In a particularly tense moment, Malaysian operators – some of the country’s largest names, from KLK to Wilmar – pointed out that the scope of EFI’s study provide very little in the way of solving the largest compliance problem of all: traceability through downstream processes.
Possibly the most disarming moment of all was Wilmar stating clearly that smallholders would be excluded from the supply chains exporting to the EU. This is not because smallholders are illegal or have deforested after 2020, but because the compliance through the supply chain is simply too burdensome:
“Of course, we will continue to buy from the small holders, but we cannot send their oil to Europe. So, we need to keep it separate or we need to transport it to markets who are not supplying to the EU. Is that is this an efficient solution? Of course not. It’s a very inefficient and an often costly solution.
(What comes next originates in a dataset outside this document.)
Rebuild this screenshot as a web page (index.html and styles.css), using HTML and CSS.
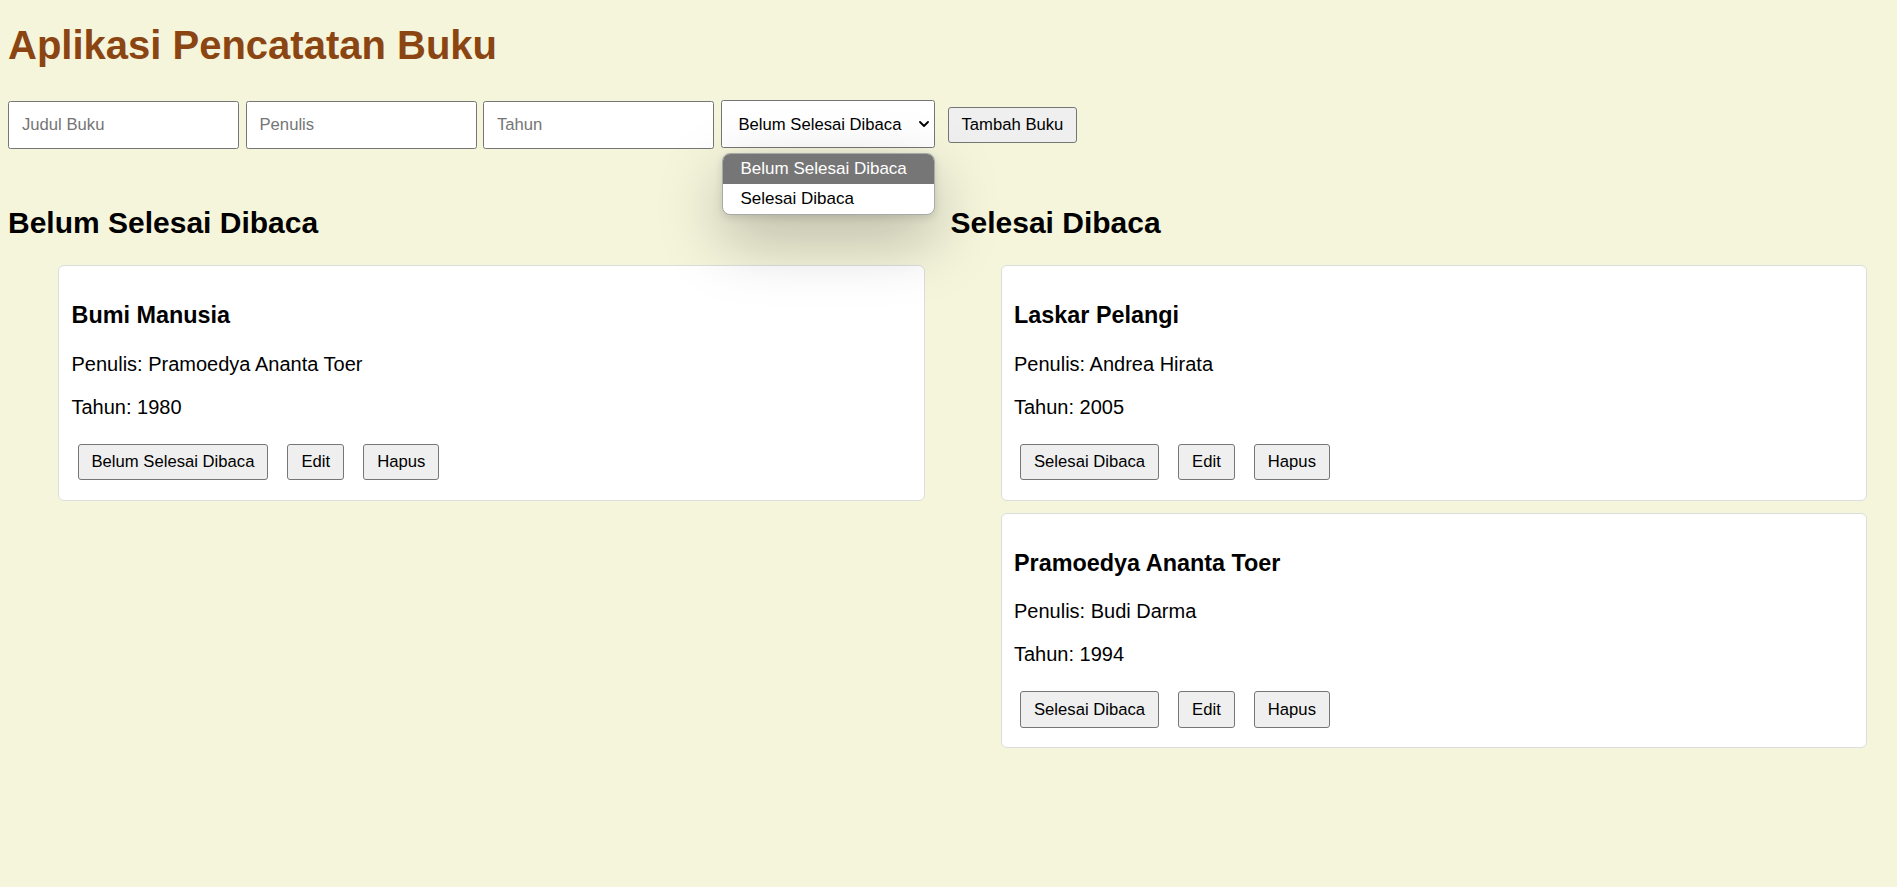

Does this this means that small holders are not complying with EUDR? Absolutely not. Smallholders can perfectly comply with EUDR but [are] just missing those maps because they never got to it, or it’s too complicated, or they don’t have the time, or they don’t have the knowledge most of the time to do the geolocations of their lands.
So, with this we cannot take their oil. Are they non-compliant? Absolutely not. They [have] worked on that plantation or live on that plantation already since 2001.”
There is no doubt that the EU has commissioned to answer specific questions around compliance gaps, but the truth is that those questions can’t be answered. The end result is that it simply makes MSPO look bad, rather than the EUDR.
And, given the endless criticism from industries and politicians within the EU, how is it that MSPO ends up with the negative report card?
This begs the question: what is the point of commissioning this work? It’s impossible to assess MSPO against the EUDR benchmark when the benchmark in absolutely unclear.